Should It Stay or Should It Go?

Wednesday, November 14, 2007

Mac Attack!

Artists: Bricks; Portastatic; Superchunk
Albums: A Microphone and a Box of Dirt (Bricks); I Hope Your Heart is not Brittle, Slow Note for a Sinking Ship, Hello Songs EP, The Nature of Sap, Looking for Leonard, The Perfect Little Door, The Summer of the Shark, Autumn Was a Lark, Bright Ideas, Ideas for Bright Ideas, Who Loves the Sun, Be Still Please, Some Small Things You Can't Defend (Portastatic); Superchunk, No Pocky for Kitty, On the Mouth, Foolish, Incidental Music, Here's Where the Strings Come In, The Laughter Guns, Indoor Living, Come Pick Me Up, Hello Hawk EP, Here's to Shutting Up, Cup of Sand, Clambakes Vols. 1-3 (Superchunk)
Source: Bought new, except for Microphone/Box of Dirt, Superchunk and On the Mouth (bought used); and Leonard, Little Door, Summer/Shark, Autumn/Lark, Indoor, Come Pick and Shutting Up (promos)

Conventional wisdom says there is no way to define "art," but I think the wisdom-people are wrong. Art: The result of any creative act that allows a member of the audience to know that s/he is not alone in their experience of the world. See? That wasn't so hard.

Music is one of the most spot-on exemplars of that definition, and one of the reasons is that it is easy to discern an individual person (or people) in the musical act, so that non-alone feeling has a weird sort of social aspect. In other words, we hear a song or piece of music and know, just know, that it was written especially for us, that the musician knows us so well.

Mac McCaughan, who fronts all of Bricks, Portastatic and Superchunk, is one of those musicians that you can feel like you know, or are somehow magically known by. Referred to as just "Mac" by anyone who digs what he does, there is something about his music and/or persona and/or presence that engenders the connection. Blessed with talent and seemingly free of pretension, Mac makes pop/rock music that connects like art.

Being a Mac Fan is not a flash-in-the-pan experience; glance up at the list of my Mac-based holdings, and you'll see what I mean (there's an equally thick list of vinyl). Don't imagine that there aren't plenty more people out there with a similar pile o' Mac. Why? Because Mac does the one thing that entertainers aren't really supposed to do: he grows up at roughly the pace of a human being.

I always joke that when you go to a Superchunk show, it's easy to tell how old any given song is: see how much the band's hands have to move on their instruments. A couple of chords in an easy sequence? Early 'Chunk, no doubt (albums #1 and 2, plus the first several singles). Maybe a handful, plus some short runs on the fretboard in-between? That would be mid-period (roughly On the Mouth through Here's Where the Strings Come In). Complex arrangements, time-signature shifts, plus maybe some keyboard flourishes? Anything from Indoor Living onward. The Portastatic discs follow the same arc, with the work becoming more sophisticated and mature as the release dates roll forward. (He kicks ass live throughout.)

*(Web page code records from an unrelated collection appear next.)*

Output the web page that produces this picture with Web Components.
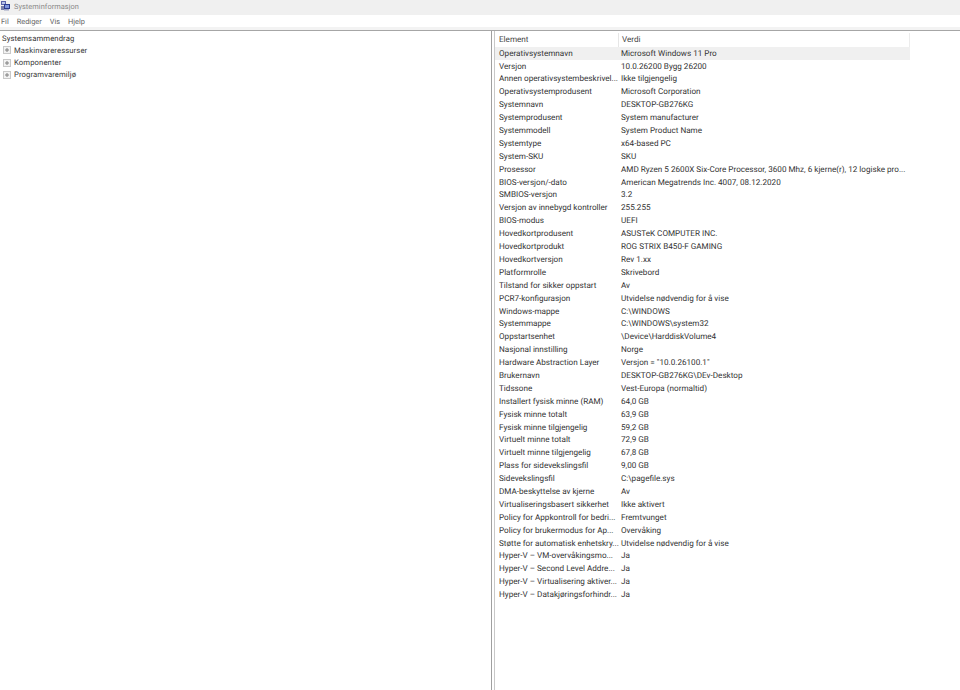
<!DOCTYPE html>
<html><head><meta charset="utf-8"><title>Systeminformasjon</title>
<style>html,body{margin:0;padding:0;background:#fff;height:100%;overflow:hidden}
body{font:8.15px Roboto,"Noto Sans",sans-serif;color:#333;text-rendering:geometricPrecision}
msinfo-app{width:960px;height:690px}</style></head><body>
<msinfo-app></msinfo-app>
<script>
const ROWS=[["Operativsystemnavn","Microsoft Windows 11 Pro"],["Versjon","10.0.26200 Bygg 26200"],["Annen operativsystembeskrivel...","Ikke tilgjengelig"],["Operativsystemprodusent","Microsoft Corporation"],["Systemnavn","DESKTOP-GB276KG"],["Systemprodusent","System manufacturer"],["Systemmodell","System Product Name"],["Systemtype","x64-based PC"],["System-SKU","SKU"],["Prosessor","AMD Ryzen 5 2600X Six-Core Processor, 3600 Mhz, 6 kjerne(r), 12 logiske pro..."],["BIOS-versjon/-dato","American Megatrends Inc. 4007, 08.12.2020"],["SMBIOS-versjon","3.2"],["Versjon av innebygd kontroller","255.255"],["BIOS-modus","UEFI"],["Hovedkortprodusent","ASUSTeK COMPUTER INC."],["Hovedkortprodukt","ROG STRIX B450-F GAMING"],["Hovedkortversjon","Rev 1.xx"],["Platformrolle","Skrivebord"],["Tilstand for sikker oppstart","Av"],["PCR7-konfigurasjon","Utvidelse nødvendig for å vise"],["Windows-mappe","C:\\WINDOWS"],["Systemmappe","C:\\WINDOWS\\system32"],["Oppstartsenhet","\\Device\\HarddiskVolume4"],["Nasjonal innstilling","Norge"],["Hardware Abstraction Layer","Versjon = \"10.0.26100.1\""],["Brukernavn","DESKTOP-GB276KG\\DEv-Desktop"],["Tidssone","Vest-Europa (normaltid)"],["Installert fysisk minne (RAM)","64,0 GB"],["Fysisk minne totalt","63,9 GB"],["Fysisk minne tilgjengelig","59,2 GB"],["Virtuelt minne totalt","72,9 GB"],["Virtuelt minne tilgjengelig","67,8 GB"],["Plass for sidevekslingsfil","9,00 GB"],["Sidevekslingsfil","C:\\pagefile.sys"],["DMA-beskyttelse av kjerne","Av"],["Virtualiseringsbasert sikkerhet","Ikke aktivert"],["Policy for Appkontroll for bedri...","Fremtvunget"],["Policy for brukermodus for Ap...","Overvåking"],["Støtte for automatisk enhetskry...","Utvidelse nødvendig for å vise"],["Hyper-V – VM-overvåkingsmo...","Ja"],["Hyper-V – Second Level Addre...","Ja"],["Hyper-V – Virtualisering aktiver...","Ja"],["Hyper-V – Datakjøringsforhindr...","Ja"]];
function def(n,html,setup){customElements.define(n,class extends HTMLElement{constructor(){super();this.attachShadow({mode:"open"}).innerHTML=html;}connectedCallback(){setup&&setup.call(this,this.shadowRoot)}})}
def("title-bar",`<style>:host{display:flex;align-items:center;gap:4px;height:12px;padding:0 0 3px 1px;background:#f0f0f0;color:#8a8a8a;font-size:7.4px;letter-spacing:.05px}svg{width:9px;height:10px;flex:none}</style>
<svg viewBox="0 0 9 10"><rect x="0" y="0" width="5" height="4" fill="#5a62a8"/><rect x="1" y="1" width="3" height="2" fill="#b8c4ea"/><rect x="3" y="3" width="6" height="5" fill="#2b3a8c"/><rect x="4" y="4" width="4" height="3" fill="#7f95dd"/><rect x="0" y="5" width="3" height="4" fill="#7a7fa8"/><rect x="3" y="8" width="5" height="1.5" fill="#9aa0c0"/></svg><slot></slot>`);
def("menu-bar",`<style>:host{display:flex;height:16px;align-items:center;padding:0 0 3px 1px;gap:8px;background:#fff;color:#666;font-size:7.4px;box-sizing:border-box;border-bottom:1px solid #a6a6a6;box-shadow:inset 0 -3px 0 #f3f3f3}</style><slot></slot>`);
def("tree-item",`<style>:host{display:flex;align-items:center;height:12.2px;padding-left:3px;gap:3px;white-space:nowrap;color:#3a3a3a;letter-spacing:.1px;font-size:7.7px}svg{width:8px;height:8px;flex:none}</style>
<svg viewBox="0 0 8 8"><rect x=".5" y=".5" width="7" height="7" fill="#f2f2f2" stroke="#c8c8c8"/><path d="M2 4h4M4 2v4" stroke="#808080" fill="none"/></svg><slot></slot>`);
def("tree-pane",`<style>:host{display:block;width:491px;flex:none;box-sizing:border-box;padding-top:1px}.root{height:12.4px;line-height:13px;padding-left:2px;color:#333;letter-spacing:.1px;font-size:7.7px}</style>
<div class="root">Systemsammendrag</div><slot></slot>`);
def("split-bar",`<style>:host{display:block;box-sizing:content-box;background:#fff;border-left:1px solid #a0a0a0;border-right:1px solid #c8c8c8;width:2px;flex:none}</style>`);
def("info-row",`<style>:host{display:grid;grid-template-columns:122px 1fr;height:12.905px;line-height:12.905px;white-space:nowrap;padding-left:4px;color:#333}:host([sel]){background:#f0f0f0}span{overflow:visible}</style>
<span><slot name="k"></slot></span><span><slot name="v"></slot></span>`);
def("info-pane",`<style>:host{display:block;flex:none;width:415px;box-sizing:border-box;padding-top:2px}.h{display:grid;grid-template-columns:122px 1fr;height:13.7px;line-height:13px;padding:0 0 0 4px;border-right:1px solid #ececec;color:#444}.h span+span{border-left:1px solid #e6e6e6;padding-left:3px;margin-left:-3px}</style>
<div class="h"><span>Element</span><span>Verdi</span></div><div id="b"></div>`,function(r){const b=r.getElementById("b");ROWS.forEach((x,i)=>{const e=document.createElement("info-row");if(!i)e.setAttribute("sel","");const k=document.createElement("span");k.slot="k";k.textContent=x[0];const v=document.createElement("span");v.slot="v";v.textContent=x[1];e.append(k,v);b.append(e)})});
def("msinfo-app",`<style>:host{display:flex;flex-direction:column;height:690px;overflow:hidden}.m{display:flex;flex:1;min-height:0}</style>
<title-bar>Systeminformasjon</title-bar><menu-bar><span>Fil</span><span>Rediger</span><span>Vis</span><span>Hjelp</span></menu-bar>
<div class="m"><tree-pane><tree-item>Maskinvareressurser</tree-item><tree-item>Komponenter</tree-item><tree-item>Programvaremiljø</tree-item></tree-pane><split-bar></split-bar><info-pane></info-pane></div>`);
</script></body></html>
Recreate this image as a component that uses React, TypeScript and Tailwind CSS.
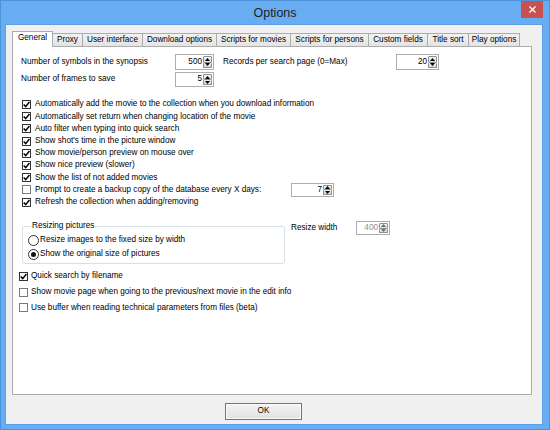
import React from "react";

function Check({ checked }: { checked: boolean }) {
  return (
    <span
      className={
        "w-[9px] h-[9px] border bg-white flex items-center justify-center shrink-0 " +
        (checked ? "border-[#333333]" : "border-[#7a7a7a]")
      }
    >
      {checked && (
        <svg width="7" height="7" viewBox="0 0 7 7">
          <path d="M0.7 3.4 L2.7 5.6 L6.4 1" stroke="#000" strokeWidth="1.5" fill="none" />
        </svg>
      )}
    </span>
  );
}

function Radio({ on }: { on: boolean }) {
  return (
    <span className="w-[11px] h-[11px] rounded-full border border-[#333333] bg-white flex items-center justify-center shrink-0">
      {on && <span className="w-[5px] h-[5px] rounded-full bg-[#111]" />}
    </span>
  );
}

function Spin({ value, cls, disabled }: { value: string; cls: string; disabled?: boolean }) {
  return (
    <div className={"flex border border-[#abadb3] bg-white shrink-0 " + cls}>
      <span
        className={
          "flex-1 flex items-center justify-end pr-[1px] " + (disabled ? "text-[#8f8f8f]" : "text-black")
        }
      >
        {value}
      </span>
      <div className="flex flex-col w-[9px] my-[1px] mr-[1px]">
        <div className="flex-1 border border-[#8e8f8f] rounded-[1px] bg-linear-to-b from-[#f3f3f3] to-[#dedede] flex items-center justify-center">
          <svg width="5" height="3" viewBox="0 0 5 3">
            <polygon points="2.5,0 5,3 0,3" fill={disabled ? "#6d6d6d" : "#000"} />
          </svg>
        </div>
        <div className="flex-1 border border-t-0 border-[#8e8f8f] rounded-[1px] bg-linear-to-b from-[#ececec] to-[#d8d8d8] flex items-center justify-center">
          <svg width="5" height="3" viewBox="0 0 5 3">
            <polygon points="0,0 5,0 2.5,3" fill={disabled ? "#6d6d6d" : "#000"} />
          </svg>
        </div>
      </div>
    </div>
  );
}

const tabs: { label: string; cls: string }[] = [
  { label: "Proxy", cls: "w-[31px]" },
  { label: "User interface", cls: "w-[61px]" },
  { label: "Download options", cls: "w-[75px]" },
  { label: "Scripts for movies", cls: "w-[75px]" },
  { label: "Scripts for persons", cls: "w-[79px]" },
  { label: "Custom fields", cls: "w-[60px]" },
  { label: "Title sort", cls: "w-[42px]" },
  { label: "Play options", cls: "w-[52px]" },
];

const checks: [string, boolean][] = [
  ["Automatically add the movie to the collection when you download information", true],
  ["Automatically set return when changing location of the movie", true],
  ["Auto filter when typing into quick search", true],
  ["Show shot's time in the picture window", true],
  ["Show movie/person preview on mouse over", true],
  ["Show nice preview (slower)", true],
  ["Show the list of not added movies", true],
];

export default function App() {
  return (
    <div className="w-[550px] h-[430px] bg-[#68adf2] border border-[#4d92dc] flex flex-col font-['Liberation_Sans',Arial,sans-serif] text-[8.2px] text-black overflow-hidden">
      <div className="relative h-[23px] flex items-center justify-center shrink-0">
        <span className="text-[12.5px] text-[#1e1e1e] leading-none mt-[1px]">Options</span>
        <div className="absolute right-[6px] -top-[1px] w-[22px] h-[18px] bg-[#c75050] flex items-center justify-center">
          <svg width="7" height="7" viewBox="0 0 7 7">
            <path d="M0.5 0.5 L6.5 6.5 M6.5 0.5 L0.5 6.5" stroke="#fff" strokeWidth="1.3" />
          </svg>
        </div>
      </div>

      <div className="ml-[4px] w-[538px] h-[401px] bg-[#f0f0f0] border border-[#5c9fe6] flex flex-col pl-[6px] pt-[5px]">
        <div className="flex items-end h-[16px]">
          <div className="w-[41px] h-[16px] -mb-[1px] z-10 bg-white border border-b-0 border-[#acacac] flex items-center justify-center pb-[2px]">
            General
          </div>
          {tabs.map((t) => (
            <div
              key={t.label}
              className={
                "h-[13px] -ml-[1px] border border-b-0 border-[#acacac] bg-linear-to-b from-[#f2f2f2] to-[#e4e4e4] flex items-center justify-center " +
                t.cls
              }
            >
              {t.label}
            </div>
          ))}
        </div>

        <div className="w-[520px] h-[349px] bg-white border border-[#acacac] pl-[8px] pt-[7px]">
          <div className="flex items-center h-[16px]">
            <span className="w-[154px]">Number of symbols in the synopsis</span>
            <Spin value="500" cls="w-[39px] h-[16px]" />
            <span className="ml-[9px] w-[173px]">Records per search page (0=Max)</span>
            <Spin value="20" cls="w-[43px] h-[16px]" />
          </div>
          <div className="flex items-center h-[15px] mt-[2px]">
            <span className="w-[154px]">Number of frames to save</span>
            <Spin value="5" cls="w-[39px] h-[15px]" />
          </div>

          <div className="mt-[11.5px] ml-[1px] flex flex-col">
            {checks.map(([label, on]) => (
              <div key={label} className="flex items-center h-[12.2px] gap-[4px]">
                <Check checked={on} />
                <span>{label}</span>
              </div>
            ))}
            <div className="flex items-center h-[12.2px] gap-[4px]">
              <Check checked={false} />
              <span className="w-[252px]">Prompt to create a backup copy of the database every X days:</span>
              <Spin value="7" cls="w-[43px] h-[14px]" />
            </div>
            <div className="flex items-center h-[12.2px] gap-[4px]">
              <Check checked={true} />
              <span>Refresh the collection when adding/removing</span>
            </div>
          </div>

          <div className="flex items-start mt-[13px]">
            <fieldset className="ml-[1px] w-[263px] border border-[#d5dfe5] rounded-[3px] pl-[5px] pb-[3px]">
              <legend className="ml-[3px] px-[1px] leading-[10px]">Resizing pictures</legend>
              <div className="flex items-center h-[12px] mt-[3px] gap-[1px]">
                <Radio on={false} />
                <span>Resize images to the fixed size by width</span>
              </div>
              <div className="flex items-center h-[12px] mt-[2px] gap-[1px]">
                <Radio on={true} />
                <span>Show the original size of pictures</span>
              </div>
            </fieldset>
            <div className="flex items-center h-[14px] ml-[6px]">
              <span className="w-[65px]">Resize width</span>
              <Spin value="400" cls="w-[34px] h-[14px]" disabled />
            </div>
          </div>

          <div className="flex flex-col -ml-[2px] mt-[6px]">
            <div className="flex items-center h-[12px] gap-[3px]">
              <Check checked={true} />
              <span>Quick search by filename</span>
            </div>
            <div className="flex items-center h-[12px] gap-[3px] mt-[4px]">
              <Check checked={false} />
              <span>Show movie page when going to the previous/next movie in the edit info</span>
            </div>
            <div className="flex items-center h-[12px] gap-[3px] mt-[3.5px]">
              <Check checked={false} />
              <span>Use buffer when reading technical parameters from files (beta)</span>
            </div>
          </div>
        </div>

        <div className="flex mt-[8px]">
          <button className="ml-[213px] w-[77px] h-[17px] border border-[#3c7fd1] bg-linear-to-b from-[#f4f4f4] to-[#e1e1e1] shadow-[inset_0_0_0_1px_#fbfbfb] flex items-center justify-center text-[8.2px]">
            OK
          </button>
        </div>
      </div>
    </div>
  );
}
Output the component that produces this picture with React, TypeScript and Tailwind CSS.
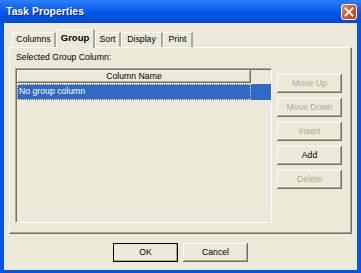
export default function App() {
    const raised =
        "shadow-[inset_-1px_-1px_0_#716f64,inset_1px_1px_0_#ffffff,inset_-2px_-2px_0_#aca899]";
    const btn = `h-[19px] w-[65px] text-[8.7px] leading-none flex items-center justify-center bg-[#ece9d8] ${raised}`;

    const tabs = [
        { label: "Columns", w: "w-[44px]" },
        { label: "Group", w: "w-[39px]", active: true },
        { label: "Sort", w: "w-[26px]" },
        { label: "Display", w: "w-[42px]" },
        { label: "Print", w: "w-[30px]" },
    ];

    return (
        <div className="w-[361px] h-[273px] bg-[#0654e2] flex flex-col font-['Liberation_Sans',Arial,sans-serif] text-black select-none">
            {/* title bar */}
            <div className="h-[23px] flex items-center bg-gradient-to-b from-[#2c80fa] via-[#0558ea] to-[#0049d4]">
                <span className="ml-[6px] text-white font-bold text-[10.3px] tracking-[0.1px] [text-shadow:1px_1px_0_#0a2a8a]">
                    Task Properties
                </span>
                <div className="ml-auto mr-[4px] w-[16px] h-[16px] rounded-[3px] border border-white bg-gradient-to-br from-[#f08560] via-[#e0502a] to-[#c8391a] flex items-center justify-center">
                    <svg width="10" height="10" viewBox="0 0 10 10">
                        <path d="M1.5 1.5 L8.5 8.5 M8.5 1.5 L1.5 8.5" stroke="#ffffff" strokeWidth="2" strokeLinecap="square" />
                    </svg>
                </div>
            </div>

            {/* body */}
            <div className="flex-1 mx-[4px] mb-[3px] bg-[#ece9d8] flex flex-col">
                {/* tab strip */}
                <div className="ml-[8px] mt-[6px] h-[18px] flex items-end relative z-10">
                    {tabs.map((t) =>
                        t.active ? (
                            <div
                                key={t.label}
                                className={`${t.w} h-[19px] -mb-[1px] bg-[#ece9d8] border-t border-l border-white border-r-2 border-r-[#aca899] flex items-center justify-center text-[9.5px] font-bold pb-[2px]`}
                            >
                                {t.label}
                            </div>
                        ) : (
                            <div
                                key={t.label}
                                className={`${t.w} h-[15px] bg-[#ece9d8] border-t border-l border-white border-r-2 border-r-[#aca899] flex items-center justify-center text-[8.7px]`}
                            >
                                {t.label}
                            </div>
                        )
                    )}
                </div>

                {/* panel */}
                <div className="mx-[5px] h-[187px] border-t border-l border-white border-b border-r border-b-[#716f64] border-r-[#716f64] shadow-[inset_-1px_-1px_0_#aca899] flex flex-col pl-[5px] pt-[4px]">
                    <div className="ml-[1px] h-[10px] text-[8.7px] leading-[10px]">Selected Group Column:</div>
                    <div className="mt-[6px] flex">
                        {/* list view */}
                        <div className="w-[257px] h-[155px] border-t border-l border-[#aca899] border-b border-r border-b-white border-r-white shadow-[inset_1px_1px_0_#716f64] pt-[1px] pl-[1px] flex flex-col">
                            <div className="h-[13px] flex">
                                <div className={`w-[234px] h-full flex items-center justify-center text-[8.7px] ${raised}`}>
                                    Column Name
                                </div>
                            </div>
                            <div className="mt-[1px] h-[16px] bg-[#316ac5] flex">
                                <div className="w-[234px] h-full outline outline-1 outline-dotted outline-white -outline-offset-1 flex items-center pl-[2px] text-white text-[8.7px]">
                                    No group column
                                </div>
                            </div>
                        </div>

                        {/* side buttons */}
                        <div className="ml-[5px] pt-[6px] flex flex-col gap-[5px]">
                            <div className={`${btn} text-[#aca899]`}>Move Up</div>
                            <div className={`${btn} text-[#aca899]`}>Move Down</div>
                            <div className={`${btn} text-[#aca899]`}>Insert</div>
                            <div className={btn}>Add</div>
                            <div className={`${btn} text-[#aca899]`}>Delete</div>
                        </div>
                    </div>
                </div>

                {/* dialog buttons */}
                <div className="mt-[9px] flex justify-center gap-[5px]">
                    <div className={`${btn} w-[64px] outline outline-1 outline-black -outline-offset-1`}>OK</div>
                    <div className={`${btn} w-[64px]`}>Cancel</div>
                </div>
            </div>
        </div>
    );
}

But it's not just the music. The overall mood, the lyrics, the stage show...all of it grows up. The comp of Bricks tracks is young and uncertain (1988-90); No Pocky for Kitty (1991) is full of over-excited challenges to the world; Summer of the Shark (2003) is an affecting meditation on two people searching for each other in the wake of 9/11 (a far better reckoning of the event than The Rising, from Mac's hero The Boss). Now that Mac is married and has kids, that specific brand of contentment and the new attendant avenues of doubt and wonder are all over the most recent Portastatic discs. It's not just that I feel like I know Mac; the music makes it seems like I can better understand my own forward momentum by listening to how he processes his.

If you'd asked me a decade ago if I'd continue to get excited by Mac's music for the rest of my life, I would have cocked an ear to the noisy rush of early Superchunk and had my doubts. But from the domesticated pop and refined rock to the instrumental movie scores and jazzy experiments, it seems that as long as I keep getting older, Mac will be making music that grows up alongside me.

SISOSIG? Mac's music (along with a lot of the stuff he puts out through the label he co-runs with Superchunk bassist Laura Ballance, Merge) is some of my all-out favorite tunage. Some of these discs are more essential than others, and some have aged better or worse, but they're a body of work I can hear myself through. All of this stays, and there'll always be room in The Beast for whatever else Mac's got coming.